- Given problem -
Print each line exactly as it is given.

- Supplied information -
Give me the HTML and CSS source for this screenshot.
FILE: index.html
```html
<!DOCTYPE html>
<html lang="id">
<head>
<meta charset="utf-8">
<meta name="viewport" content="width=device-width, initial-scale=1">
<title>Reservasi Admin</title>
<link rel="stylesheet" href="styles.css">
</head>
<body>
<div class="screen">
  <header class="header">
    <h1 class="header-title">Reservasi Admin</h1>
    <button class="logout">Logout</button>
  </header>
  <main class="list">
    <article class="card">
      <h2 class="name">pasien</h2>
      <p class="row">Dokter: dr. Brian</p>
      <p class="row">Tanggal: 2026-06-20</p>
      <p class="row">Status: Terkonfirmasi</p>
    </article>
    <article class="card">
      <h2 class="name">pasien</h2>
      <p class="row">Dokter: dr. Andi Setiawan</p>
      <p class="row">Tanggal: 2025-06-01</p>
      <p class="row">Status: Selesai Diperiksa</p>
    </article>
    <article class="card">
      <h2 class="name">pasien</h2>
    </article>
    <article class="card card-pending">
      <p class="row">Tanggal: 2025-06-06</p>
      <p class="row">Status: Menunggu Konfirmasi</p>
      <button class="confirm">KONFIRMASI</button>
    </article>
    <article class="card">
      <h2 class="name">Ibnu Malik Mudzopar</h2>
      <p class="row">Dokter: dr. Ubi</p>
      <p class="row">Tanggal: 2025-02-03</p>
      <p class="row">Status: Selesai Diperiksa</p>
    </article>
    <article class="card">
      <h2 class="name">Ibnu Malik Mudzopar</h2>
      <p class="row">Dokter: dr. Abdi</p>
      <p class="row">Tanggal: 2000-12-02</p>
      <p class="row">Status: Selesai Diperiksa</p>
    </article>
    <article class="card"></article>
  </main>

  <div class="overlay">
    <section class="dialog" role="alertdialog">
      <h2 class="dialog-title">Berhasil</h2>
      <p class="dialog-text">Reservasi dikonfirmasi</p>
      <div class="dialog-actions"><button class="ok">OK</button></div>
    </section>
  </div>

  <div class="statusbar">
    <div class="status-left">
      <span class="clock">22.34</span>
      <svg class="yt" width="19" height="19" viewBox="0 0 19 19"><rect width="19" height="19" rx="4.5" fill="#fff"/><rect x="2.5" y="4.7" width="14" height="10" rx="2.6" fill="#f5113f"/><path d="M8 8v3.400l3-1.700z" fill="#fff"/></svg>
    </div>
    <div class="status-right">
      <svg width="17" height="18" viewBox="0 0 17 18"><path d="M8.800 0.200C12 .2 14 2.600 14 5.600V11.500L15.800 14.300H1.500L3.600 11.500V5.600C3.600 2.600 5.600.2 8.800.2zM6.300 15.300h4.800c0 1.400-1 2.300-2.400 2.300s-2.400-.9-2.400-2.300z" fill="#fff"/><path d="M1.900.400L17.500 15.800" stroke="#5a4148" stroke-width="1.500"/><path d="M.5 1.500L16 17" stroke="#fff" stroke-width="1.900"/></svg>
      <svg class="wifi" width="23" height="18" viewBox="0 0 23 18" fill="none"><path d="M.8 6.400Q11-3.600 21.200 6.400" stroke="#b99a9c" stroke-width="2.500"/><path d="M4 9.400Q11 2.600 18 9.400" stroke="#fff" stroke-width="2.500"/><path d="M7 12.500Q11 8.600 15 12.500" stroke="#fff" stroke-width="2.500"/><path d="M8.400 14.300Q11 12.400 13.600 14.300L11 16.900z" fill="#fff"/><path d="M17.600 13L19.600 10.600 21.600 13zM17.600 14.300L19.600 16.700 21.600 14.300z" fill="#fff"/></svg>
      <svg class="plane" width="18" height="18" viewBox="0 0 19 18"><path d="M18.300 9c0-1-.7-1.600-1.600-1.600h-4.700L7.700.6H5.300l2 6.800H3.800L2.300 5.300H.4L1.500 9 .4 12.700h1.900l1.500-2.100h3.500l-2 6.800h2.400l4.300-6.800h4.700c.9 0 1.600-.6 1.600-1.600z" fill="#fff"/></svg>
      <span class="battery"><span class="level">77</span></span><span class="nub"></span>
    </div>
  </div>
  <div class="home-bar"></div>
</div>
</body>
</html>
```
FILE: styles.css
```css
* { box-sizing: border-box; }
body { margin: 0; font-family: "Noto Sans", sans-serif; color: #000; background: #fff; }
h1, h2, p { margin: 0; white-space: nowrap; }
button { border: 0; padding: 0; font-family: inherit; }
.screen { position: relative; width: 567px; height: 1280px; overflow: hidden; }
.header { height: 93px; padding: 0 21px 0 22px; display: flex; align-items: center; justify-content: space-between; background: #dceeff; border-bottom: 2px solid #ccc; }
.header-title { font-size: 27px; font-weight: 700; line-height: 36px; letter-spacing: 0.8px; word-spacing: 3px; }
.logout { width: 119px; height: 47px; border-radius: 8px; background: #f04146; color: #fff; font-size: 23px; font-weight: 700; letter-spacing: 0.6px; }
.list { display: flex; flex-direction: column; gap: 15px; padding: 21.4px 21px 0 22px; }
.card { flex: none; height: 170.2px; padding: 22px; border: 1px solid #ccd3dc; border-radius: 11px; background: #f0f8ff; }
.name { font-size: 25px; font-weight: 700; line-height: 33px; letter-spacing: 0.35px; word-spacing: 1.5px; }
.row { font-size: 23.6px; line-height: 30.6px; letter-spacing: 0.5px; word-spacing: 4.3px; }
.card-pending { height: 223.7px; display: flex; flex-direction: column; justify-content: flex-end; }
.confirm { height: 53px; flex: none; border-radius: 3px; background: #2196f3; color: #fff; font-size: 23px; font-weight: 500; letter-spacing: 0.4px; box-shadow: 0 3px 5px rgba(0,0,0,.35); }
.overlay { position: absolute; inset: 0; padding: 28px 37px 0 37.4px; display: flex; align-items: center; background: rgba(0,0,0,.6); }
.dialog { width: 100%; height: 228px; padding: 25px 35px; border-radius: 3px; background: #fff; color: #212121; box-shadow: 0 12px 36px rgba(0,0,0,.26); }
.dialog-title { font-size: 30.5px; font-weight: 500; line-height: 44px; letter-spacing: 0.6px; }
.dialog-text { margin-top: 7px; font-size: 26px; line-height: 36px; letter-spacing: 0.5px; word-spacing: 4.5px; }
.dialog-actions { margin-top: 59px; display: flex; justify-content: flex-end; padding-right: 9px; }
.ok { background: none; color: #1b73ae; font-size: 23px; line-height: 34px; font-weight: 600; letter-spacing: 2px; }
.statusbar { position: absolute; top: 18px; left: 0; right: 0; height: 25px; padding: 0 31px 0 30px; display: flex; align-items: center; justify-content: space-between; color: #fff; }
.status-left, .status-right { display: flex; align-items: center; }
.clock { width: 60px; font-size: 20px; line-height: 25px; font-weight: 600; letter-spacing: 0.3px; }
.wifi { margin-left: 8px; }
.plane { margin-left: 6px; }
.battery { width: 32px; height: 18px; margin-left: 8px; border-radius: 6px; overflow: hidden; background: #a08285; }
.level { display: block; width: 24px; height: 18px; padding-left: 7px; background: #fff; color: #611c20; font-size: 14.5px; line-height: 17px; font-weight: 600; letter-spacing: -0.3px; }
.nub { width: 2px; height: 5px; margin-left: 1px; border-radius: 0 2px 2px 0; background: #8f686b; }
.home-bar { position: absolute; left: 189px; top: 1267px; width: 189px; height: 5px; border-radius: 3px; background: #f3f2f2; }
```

- Result of this exercise -
Give me the HTML and CSS source for this screenshot.
FILE: index.html
```html
<!DOCTYPE html>
<html lang="id">
<head>
<meta charset="utf-8">
<meta name="viewport" content="width=device-width, initial-scale=1">
<title>Reservasi Admin</title>
<link rel="stylesheet" href="styles.css">
</head>
<body>
<div class="screen">
  <header class="header">
    <h1 class="header-title">Reservasi Admin</h1>
    <button class="logout">Logout</button>
  </header>
  <main class="list">
    <article class="card">
      <h2 class="name">pasien</h2>
      <p class="row">Dokter: dr. Brian</p>
      <p class="row">Tanggal: 2026-06-20</p>
      <p class="row">Status: Terkonfirmasi</p>
    </article>
    <article class="card">
      <h2 class="name">pasien</h2>
      <p class="row">Dokter: dr. Andi Setiawan</p>
      <p class="row">Tanggal: 2025-06-01</p>
      <p class="row">Status: Selesai Diperiksa</p>
    </article>
    <article class="card">
      <h2 class="name">pasien</h2>
    </article>
    <article class="card card-pending">
      <p class="row">Tanggal: 2025-06-06</p>
      <p class="row">Status: Menunggu Konfirmasi</p>
      <button class="confirm">KONFIRMASI</button>
    </article>
    <article class="card">
      <h2 class="name">Ibnu Malik Mudzopar</h2>
      <p class="row">Dokter: dr. Ubi</p>
      <p class="row">Tanggal: 2025-02-03</p>
      <p class="row">Status: Selesai Diperiksa</p>
    </article>
    <article class="card">
      <h2 class="name">Ibnu Malik Mudzopar</h2>
      <p class="row">Dokter: dr. Abdi</p>
      <p class="row">Tanggal: 2000-12-02</p>
      <p class="row">Status: Selesai Diperiksa</p>
    </article>
    <article class="card"></article>
  </main>

  <div class="overlay">
    <section class="dialog" role="alertdialog">
      <h2 class="dialog-title">Berhasil</h2>
      <p class="dialog-text">Reservasi dikonfirmasi</p>
      <div class="dialog-actions"><button class="ok">OK</button></div>
    </section>
  </div>

  <div class="statusbar">
    <div class="status-left">
      <span class="clock">22.34</span>
      <svg class="yt" width="19" height="19" viewBox="0 0 19 19"><rect width="19" height="19" rx="4.5" fill="#fff"/><rect x="2.5" y="4.7" width="14" height="10" rx="2.6" fill="#f5113f"/><path d="M8 8v3.400l3-1.700z" fill="#fff"/></svg>
    </div>
    <div class="status-right">
      <svg width="17" height="18" viewBox="0 0 17 18"><path d="M8.800 0.200C12 .2 14 2.600 14 5.600V11.500L15.800 14.300H1.500L3.600 11.500V5.600C3.600 2.600 5.600.2 8.800.2zM6.300 15.300h4.800c0 1.400-1 2.300-2.400 2.300s-2.400-.9-2.400-2.300z" fill="#fff"/><path d="M1.900.400L17.500 15.800" stroke="#5a4148" stroke-width="1.500"/><path d="M.5 1.500L16 17" stroke="#fff" stroke-width="1.900"/></svg>
      <svg class="wifi" width="23" height="18" viewBox="0 0 23 18" fill="none"><path d="M.8 6.400Q11-3.600 21.200 6.400" stroke="#b99a9c" stroke-width="2.500"/><path d="M4 9.400Q11 2.600 18 9.400" stroke="#fff" stroke-width="2.500"/><path d="M7 12.500Q11 8.600 15 12.500" stroke="#fff" stroke-width="2.500"/><path d="M8.400 14.300Q11 12.400 13.600 14.300L11 16.900z" fill="#fff"/><path d="M17.600 13L19.600 10.600 21.600 13zM17.600 14.300L19.600 16.700 21.600 14.300z" fill="#fff"/></svg>
      <svg class="plane" width="18" height="18" viewBox="0 0 19 18"><path d="M18.300 9c0-1-.7-1.600-1.600-1.600h-4.700L7.700.6H5.300l2 6.800H3.800L2.300 5.300H.4L1.500 9 .4 12.700h1.900l1.500-2.100h3.500l-2 6.800h2.400l4.300-6.800h4.700c.9 0 1.600-.6 1.600-1.600z" fill="#fff"/></svg>
      <span class="battery"><span class="level">77</span></span><span class="nub"></span>
    </div>
  </div>
  <div class="home-bar"></div>
</div>
</body>
</html>
```
FILE: styles.css
```css
* { box-sizing: border-box; }
body { margin: 0; font-family: "Noto Sans", sans-serif; color: #000; background: #fff; }
h1, h2, p { margin: 0; white-space: nowrap; }
button { border: 0; padding: 0; font-family: inherit; }
.screen { position: relative; width: 567px; height: 1280px; overflow: hidden; }
.header { height: 93px; padding: 0 21px 0 22px; display: flex; align-items: center; justify-content: space-between; background: #dceeff; border-bottom: 2px solid #ccc; }
.header-title { font-size: 27px; font-weight: 700; line-height: 36px; letter-spacing: 0.8px; word-spacing: 3px; }
.logout { width: 119px; height: 47px; border-radius: 8px; background: #f04146; color: #fff; font-size: 23px; font-weight: 700; letter-spacing: 0.6px; }
.list { display: flex; flex-direction: column; gap: 15px; padding: 21.4px 21px 0 22px; }
.card { flex: none; height: 170.2px; padding: 22px; border: 1px solid #ccd3dc; border-radius: 11px; background: #f0f8ff; }
.name { font-size: 25px; font-weight: 700; line-height: 33px; letter-spacing: 0.35px; word-spacing: 1.5px; }
.row { font-size: 23.6px; line-height: 30.6px; letter-spacing: 0.5px; word-spacing: 4.3px; }
.card-pending { height: 223.7px; display: flex; flex-direction: column; justify-content: flex-end; }
.confirm { height: 53px; flex: none; border-radius: 3px; background: #2196f3; color: #fff; font-size: 23px; font-weight: 500; letter-spacing: 0.4px; box-shadow: 0 3px 5px rgba(0,0,0,.35); }
.overlay { position: absolute; inset: 0; padding: 28px 37px 0 37.4px; display: flex; align-items: center; background: rgba(0,0,0,.6); }
.dialog { width: 100%; height: 228px; padding: 25px 35px; border-radius: 3px; background: #fff; color: #212121; box-shadow: 0 12px 36px rgba(0,0,0,.26); }
.dialog-title { font-size: 30.5px; font-weight: 500; line-height: 44px; letter-spacing: 0.6px; }
.dialog-text { margin-top: 7px; font-size: 26px; line-height: 36px; letter-spacing: 0.5px; word-spacing: 4.5px; }
.dialog-actions { margin-top: 59px; display: flex; justify-content: flex-end; padding-right: 9px; }
.ok { background: none; color: #1b73ae; font-size: 23px; line-height: 34px; font-weight: 600; letter-spacing: 2px; }
.statusbar { position: absolute; top: 18px; left: 0; right: 0; height: 25px; padding: 0 31px 0 30px; display: flex; align-items: center; justify-content: space-between; color: #fff; }
.status-left, .status-right { display: flex; align-items: center; }
.clock { width: 60px; font-size: 20px; line-height: 25px; font-weight: 600; letter-spacing: 0.3px; }
.wifi { margin-left: 8px; }
.plane { margin-left: 6px; }
.battery { width: 32px; height: 18px; margin-left: 8px; border-radius: 6px; overflow: hidden; background: #a08285; }
.level { display: block; width: 24px; height: 18px; padding-left: 7px; background: #fff; color: #611c20; font-size: 14.5px; line-height: 17px; font-weight: 600; letter-spacing: -0.3px; }
.nub { width: 2px; height: 5px; margin-left: 1px; border-radius: 0 2px 2px 0; background: #8f686b; }
.home-bar { position: absolute; left: 189px; top: 1267px; width: 189px; height: 5px; border-radius: 3px; background: #f3f2f2; }
```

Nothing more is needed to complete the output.